Peygamberimizin şu ölçüsü bu noktayı açıklar: “Kim bizim namazımızı kılıyor, kıblemize dönüyor, kestiğimizi helal sayıyorsa o Müslümandır; bize ne varsa ona da vardır, bize ne yoksa ona da yoktur.” Oysa bugün pek çok grup, kendileri gibi düşünmeyen, ama abdestli namazlı diğer grupları ya da kişileri dışlıyorlar hatta tekfir ediyorlar. Onların durumunu da şu hadisi şerif açıklıyor olabilir: “Bir adam kardeşine kâfir derse, ikisinden biri kâfirdir; dediği insan gerçekten kâfirse kâfir odur, değilse diyen kâfir olmuş olur.”
Sağlıklı birliktelikler, samimi Müslümanlar cemaattir. Cemaat kavramı bugünlerde azîm yanlışlarla yara almış olsa bile, unutmamak lazım ki, İslam cemaat dinidir. Yanlış yapanlara kızıp cemaat olmaktan vazgeçilemez. Kur’an-ı Kerim’de “Allah’a karşı hakkıyla takvalı olun ve sakın ha, Müslüman olmaktan başka bir vasıfla ölmeyin” uyarısının ardından gelen ayet, “Allah’ın ipine cemaat olarak sarılın, parçalanıp ayrılmayın” diyerek, nasıl Müslüman ölünebileceğinin usulünü gösterir. Nasıl Müslüman olunacağını, nasıl Müslüman ölüneceğini beyan eder. Cemaat aynı zamanda istişare demektir. İstişare de bilgiyi gerektirir.
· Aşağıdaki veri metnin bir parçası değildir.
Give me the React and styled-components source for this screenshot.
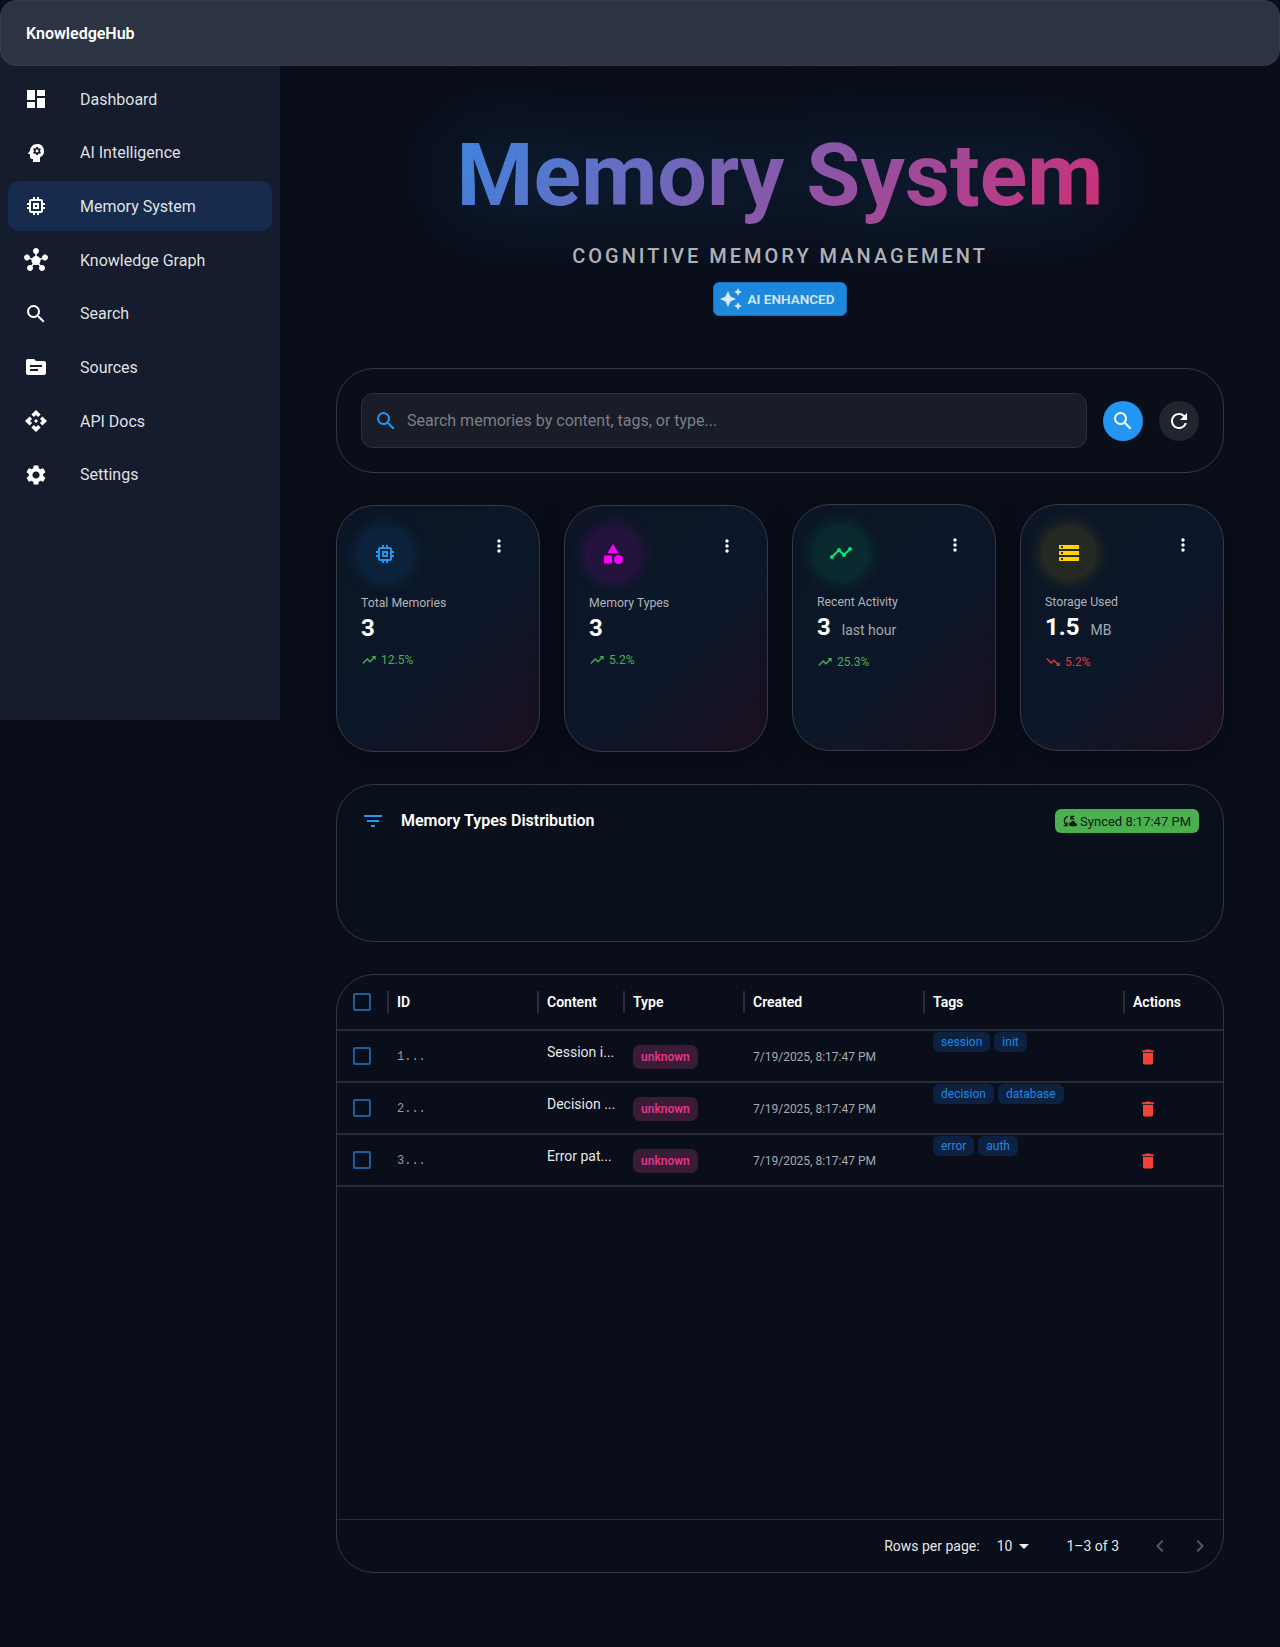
import React from 'react';
import styled, { createGlobalStyle } from 'styled-components';
import {
    MdDashboard, MdPsychology, MdMemory, MdHub, MdSearch, MdSource, MdApi, MdSettings,
    MdAutoAwesome, MdRefresh, MdMoreVert, MdCategory, MdTimeline, MdStorage, MdTrendingUp,
    MdTrendingDown, MdFilterList, MdCloudSync, MdDelete, MdCheckBoxOutlineBlank,
    MdArrowDropDown, MdChevronLeft, MdChevronRight,
} from 'react-icons/md';

const GlobalStyle = createGlobalStyle`
    html, body {
        margin: 0;
        padding: 0;
    }
    body {
        background: #0a0e1a;
        color: #fff;
        font-family: Roboto, "Liberation Sans", sans-serif;
        min-height: 100vh;
    }
    * {
        box-sizing: border-box;
    }
`;

const navItems = [
    { label: 'Dashboard', icon: MdDashboard },
    { label: 'AI Intelligence', icon: MdPsychology },
    { label: 'Memory System', icon: MdMemory, active: true },
    { label: 'Knowledge Graph', icon: MdHub },
    { label: 'Search', icon: MdSearch },
    { label: 'Sources', icon: MdSource },
    { label: 'API Docs', icon: MdApi },
    { label: 'Settings', icon: MdSettings },
];

const stats = [
    { label: 'Total Memories', value: '3', trend: '12.5%', up: true, icon: MdMemory, rgb: '33,150,243', lift: 0 },
    { label: 'Memory Types', value: '3', trend: '5.2%', up: true, icon: MdCategory, rgb: '255,0,255', lift: 0 },
    { label: 'Recent Activity', value: '3', unit: 'last hour', trend: '25.3%', up: true, icon: MdTimeline, rgb: '0,230,118', lift: 1 },
    { label: 'Storage Used', value: '1.5', unit: 'MB', trend: '5.2%', up: false, icon: MdStorage, rgb: '255,214,0', lift: 1 },
];

const rows = [
    { id: '1...', content: 'Session i...', tags: ['session', 'init'] },
    { id: '2...', content: 'Decision ...', tags: ['decision', 'database'] },
    { id: '3...', content: 'Error pat...', tags: ['error', 'auth'] },
];

const columns = ['ID', 'Content', 'Type', 'Created', 'Tags', 'Actions'];

function App() {
    return (
        <>
            <GlobalStyle />
            <Header>KnowledgeHub</Header>
            <Layout>
                <Sidebar>
                    {navItems.map(item => (
                        <NavItem key={item.label} $active={item.active}>
                            <item.icon size={24} />
                            <span>{item.label}</span>
                        </NavItem>
                    ))}
                </Sidebar>
                <Main>
                    <Hero>
                        <Title>Memory System</Title>
                        <Subtitle>COGNITIVE MEMORY MANAGEMENT</Subtitle>
                        <AiBadge><MdAutoAwesome size={24} />AI ENHANCED</AiBadge>
                    </Hero>

                    <SearchCard>
                        <SearchInput>
                            <MdSearch size={24} color="#2196f3" />
                            <span>Search memories by content, tags, or type...</span>
                        </SearchInput>
                        <RoundButton $primary><MdSearch size={24} /></RoundButton>
                        <RoundButton><MdRefresh size={24} /></RoundButton>
                    </SearchCard>

                    <StatGrid>
                        {stats.map(stat => (
                            <StatCard key={stat.label} $lift={stat.lift}>
                                <StatTop>
                                    <IconCircle $rgb={stat.rgb}><stat.icon size={24} /></IconCircle>
                                    <MenuDots><MdMoreVert size={20} /></MenuDots>
                                </StatTop>
                                <StatLabel>{stat.label}</StatLabel>
                                <StatValue>
                                    {stat.value}
                                    {stat.unit && <StatUnit>{stat.unit}</StatUnit>}
                                </StatValue>
                                <Trend $up={stat.up}>
                                    {stat.up ? <MdTrendingUp size={16} /> : <MdTrendingDown size={16} />}
                                    {stat.trend}
                                </Trend>
                            </StatCard>
                        ))}
                    </StatGrid>

                    <ChartCard>
                        <MdFilterList size={24} color="#2196f3" />
                        <ChartTitle>Memory Types Distribution</ChartTitle>
                        <SyncChip><MdCloudSync size={16} />Synced 8:17:47 PM</SyncChip>
                    </ChartCard>

                    <TableCard>
                        <HeadRow>
                            <CheckCell><Check size={24} /></CheckCell>
                            {columns.map(col => <HeadCell key={col}>{col}</HeadCell>)}
                        </HeadRow>
                        <TableBody>
                            {rows.map(row => (
                                <Row key={row.id}>
                                    <CheckCell><Check size={24} /></CheckCell>
                                    <IdCell>{row.id}</IdCell>
                                    <ContentCell>{row.content}</ContentCell>
                                    <Cell><TypeChip>unknown</TypeChip></Cell>
                                    <DateCell>7/19/2025, 8:17:47 PM</DateCell>
                                    <TagsCell>
                                        {row.tags.map(tag => <Tag key={tag}>{tag}</Tag>)}
                                    </TagsCell>
                                    <Cell><TrashButton><MdDelete size={20} /></TrashButton></Cell>
                                </Row>
                            ))}
                        </TableBody>
                        <Footer>
                            <span>Rows per page:</span>
                            <RowsSelect>10<MdArrowDropDown size={24} /></RowsSelect>
                            <PageInfo>1–3 of 3</PageInfo>
                            <PageArrows>
                                <MdChevronLeft size={24} />
                                <MdChevronRight size={24} />
                            </PageArrows>
                        </Footer>
                    </TableCard>
                </Main>
            </Layout>
        </>
    );
}

const Header = styled.header`
    position: relative;
    z-index: 1;
    height: 66px;
    display: flex;
    align-items: center;
    padding: 0 25px;
    font-size: 16px;
    font-weight: 600;
    background: #2c3343;
    border: 1px solid #363c4b;
    border-radius: 16px;
`;

const Layout = styled.div`
    display: flex;
    align-items: flex-start;
`;

const Sidebar = styled.nav`
    flex: 0 0 280px;
    height: 670px;
    margin-top: -16px;
    padding: 24px 8px 0;
    display: flex;
    flex-direction: column;
    gap: 3.7px;
    background: #141c2e;
`;

const NavItem = styled.div`
    height: 50px;
    display: flex;
    align-items: center;
    gap: 32px;
    padding: 0 16px;
    border-radius: 12px;
    font-size: 16px;
    color: rgba(255, 255, 255, 0.88);
    background: ${props => (props.$active ? '#172c4d' : 'transparent')};
    svg {
        color: #fff;
        flex: none;
    }
`;

const Main = styled.main`
    flex: 1;
    min-width: 0;
    padding: 56px 56px 74px;
    display: flex;
    flex-direction: column;
    gap: 32px;
`;

const Hero = styled.section`
    display: flex;
    flex-direction: column;
    align-items: center;
    height: 214px;
    margin-bottom: 0;
`;

const Title = styled.h1`
    align-self: stretch;
    margin: 0;
    text-align: center;
    font-size: 88px;
    line-height: 1.2;
    font-weight: 700;
    background: linear-gradient(135deg, #2196f3, #e91e63);
    -webkit-background-clip: text;
    background-clip: text;
    color: transparent;
    filter: drop-shadow(0 0 40px rgba(33, 150, 243, 0.3));
`;

const Subtitle = styled.div`
    margin-top: 16px;
    font-size: 20px;
    font-weight: 500;
    letter-spacing: 3px;
    color: #b0b3b8;
`;

const AiBadge = styled.div`
    margin-top: 14px;
    height: 34px;
    padding: 0 12px 0 5px;
    display: flex;
    align-items: center;
    gap: 5px;
    border-radius: 6px;
    background: #1e88dd;
    border: 1px solid #1a6fb5;
    font-size: 13.5px;
    font-weight: 600;
    color: rgba(255, 255, 255, 0.82);
`;

const Panel = styled.section`
    border: 1px solid #35383f;
    border-radius: 38px;
    background: rgba(255, 255, 255, 0.005);
`;

const SearchCard = styled(Panel)`
    display: flex;
    align-items: center;
    gap: 16px;
    padding: 24px;
`;

const SearchInput = styled.div`
    flex: 1;
    height: 55px;
    display: flex;
    align-items: center;
    gap: 9px;
    padding: 0 12px;
    border: 1px solid #2c3038;
    border-radius: 12px;
    background: #191d28;
    font-size: 16px;
    color: #7b7e86;
`;

const RoundButton = styled.button`
    width: 40px;
    height: 40px;
    padding: 0;
    border: 0;
    border-radius: 50%;
    display: flex;
    align-items: center;
    justify-content: center;
    color: #fff;
    background: ${props => (props.$primary ? '#2196f3' : '#22252e')};
`;

const StatGrid = styled.div`
    display: grid;
    grid-template-columns: repeat(4, 1fr);
    gap: 24px;
`;

const StatCard = styled.article`
    height: 247px;
    padding: 24px;
    border: 1px solid #383a44;
    border-radius: 38px;
    background: linear-gradient(135deg, rgba(33, 150, 243, 0.05) 0%, rgba(33, 150, 243, 0.07) 55%, rgba(233, 30, 99, 0.08) 100%);
    box-shadow: 0 8px 32px rgba(0, 0, 0, 0.3);
    transform: translateY(${props => -props.$lift}px);
`;

const StatTop = styled.div`
    display: flex;
    justify-content: space-between;
    align-items: flex-start;
`;

const IconCircle = styled.div`
    width: 48px;
    height: 48px;
    border-radius: 50%;
    display: flex;
    align-items: center;
    justify-content: center;
    color: rgb(${props => props.$rgb});
    background: rgba(${props => props.$rgb}, 0.1);
    box-shadow: 0 0 20px rgba(${props => props.$rgb}, 0.3);
`;

const MenuDots = styled.div`
    display: flex;
    margin: 6px 6px 0 0;
    color: #fff;
`;

const StatLabel = styled.div`
    margin-top: 16px;
    font-size: 12.25px;
    line-height: 18px;
    color: #b0b3b8;
`;

const StatValue = styled.div`
    font-size: 24px;
    font-weight: 700;
    line-height: 32px;
`;

const StatUnit = styled.span`
    margin-left: 11px;
    font-size: 14px;
    font-weight: 400;
    color: #a6a9af;
`;

const Trend = styled.div`
    margin-top: 8px;
    display: flex;
    align-items: center;
    gap: 4px;
    font-size: 12px;
    color: ${props => (props.$up ? '#4caf50' : '#e53935')};
`;

const ChartCard = styled(Panel)`
    height: 158px;
    padding: 24px;
    display: flex;
    align-items: flex-start;
    background: #0a0f1c;
`;

const ChartTitle = styled.h2`
    flex: 1;
    margin: 0 0 0 16px;
    font-size: 16px;
    line-height: 24px;
    font-weight: 600;
`;

const SyncChip = styled.div`
    height: 24px;
    padding: 0 8px 0 6px;
    display: flex;
    align-items: center;
    gap: 3px;
    border-radius: 6px;
    background: #4caf50;
    color: rgba(0, 0, 0, 0.87);
    font-size: 13px;
`;

const TableCard = styled(Panel)`
    height: 599px;
    display: flex;
    flex-direction: column;
    overflow: hidden;
`;

const gridColumns = '50px 150px 86px 120px 180px 200px 100px';

const HeadRow = styled.div`
    display: grid;
    grid-template-columns: ${gridColumns};
    height: 56px;
    flex: none;
    border-bottom: 2px solid #2a2d33;
`;

const Row = styled.div`
    display: grid;
    grid-template-columns: ${gridColumns};
    height: 52px;
    border-bottom: 2px solid #2a2d33;
`;

const TableBody = styled.div`
    flex: 1;
`;

const CheckCell = styled.div`
    display: flex;
    align-items: center;
    justify-content: center;
    padding-left: 0;
`;

const Check = styled(MdCheckBoxOutlineBlank)`
    color: #1a5f9f;
`;

const HeadCell = styled.div`
    display: flex;
    align-items: center;
    padding: 0 10px;
    font-size: 14px;
    font-weight: 600;
    position: relative;
    &::before {
        content: '';
        position: absolute;
        left: 0;
        top: 16px;
        bottom: 16px;
        width: 2px;
        background: #2a2d33;
    }
`;

const Cell = styled.div`
    display: flex;
    align-items: center;
    padding: 2px 10px 0;
`;

const IdCell = styled(Cell)`
    font-family: "Liberation Mono", monospace;
    font-size: 12px;
    color: #9a9da3;
`;

const ContentCell = styled(Cell)`
    align-items: flex-start;
    padding: 11px 10px 0;
    font-size: 14px;
    line-height: 20px;
    color: rgba(255, 255, 255, 0.92);
    white-space: nowrap;
`;

const DateCell = styled(Cell)`
    font-size: 12px;
    color: #a6a9af;
`;

const TagsCell = styled(Cell)`
    align-items: flex-start;
    gap: 4px;
    padding: 1px 10px 0;
`;

const TypeChip = styled.span`
    height: 24px;
    padding: 0 8px;
    display: inline-flex;
    align-items: center;
    border-radius: 7px;
    background: #391c36;
    color: #e0358a;
    font-size: 12px;
    font-weight: 600;
`;

const Tag = styled.span`
    height: 20px;
    padding: 0 8px;
    display: inline-flex;
    align-items: center;
    border-radius: 6px;
    background: #0c2240;
    color: #1e88e5;
    font-size: 12px;
`;

const TrashButton = styled.div`
    display: flex;
    margin-left: 5px;
    color: #f44336;
`;

const Footer = styled.footer`
    height: 53px;
    flex: none;
    display: flex;
    align-items: center;
    justify-content: flex-end;
    border-top: 1px solid #2a2d33;
    font-size: 14px;
    color: rgba(255, 255, 255, 0.92);
`;

const RowsSelect = styled.div`
    display: flex;
    align-items: center;
    margin-left: 17px;
`;

const PageInfo = styled.span`
    margin-left: 30px;
`;

const PageArrows = styled.div`
    display: flex;
    gap: 16px;
    margin-left: 29px;
    padding-right: 11px;
    color: #54565c;
`;

export default App;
Bugün yara alan ve cahil cühela elinde ayağa düşürülüp basitliği çağrıştırır hale getirilen kavramlardan biri de Ehlisünnet ve’l-cemaat kavramıdır. Yani buradaki vurgu da cemaatedir. Peygamber Efendimiz kurtuluşa erecek yegâne yolu tarif ederken “onlar, ben ve ashabım gibi yaşayanlar”dır, buyurur. ‘Ben’ ifadesi ‘Sünnete’, ‘ashabım’ ifadesi de ‘cemaate’ işaret eder. Bugün nasları ve onların yorumlarını kendi ölçülerine uydurup, arzularına göre bir İslam oluşturan her grup kendini yegâne ‘Ehlisünnet’ olarak görür ve göstermeye çalışır. Ölçü bellidir. Unutmamalı ki, ilme, fikre, istişareye dayalı cemaatlere her dönem hep ihtiyaç duyulmuştur. Bilhassa son dönemlerde yaşanan ve yaşatılanlar “şuurlu bir cemaat ve şuurlu bir ümmet” bilincini yıpratmış, kafada, zihinde, itikatta ve amellerde karışıklıklara sebebiyet vermiştir. Dini yaşamak için sadece bilgi değil, o bilgiyi yaşayarak ‘ilmiyle âmil’ önderler, örnekler, yürüyen sünnet, yürüyen Kur’an denen örnek insanlar da gerekir. Bunlara sosyolojide rol modeli deniyor. Biz üsve-i hasene diyoruz. Bu tabiri Kur’an-ı Kerim hem Hz. İbrahim için hem de bizim Peygamberimiz için kullanır ve “sizin için onda üsve-i hasene”, yani yaşayışınız için örnek alınacak haller vardır denir. Üsve, örnek alınıp izlemeye değer, demek. Kısaca bilginin yaşanabilmesi, faydalı hale getirilebilmesi için o bilgiyi fiilen yaşayan örneklere ihtiyaç vardır. Yaşamayanlar örnek, yani üsve olamazlar.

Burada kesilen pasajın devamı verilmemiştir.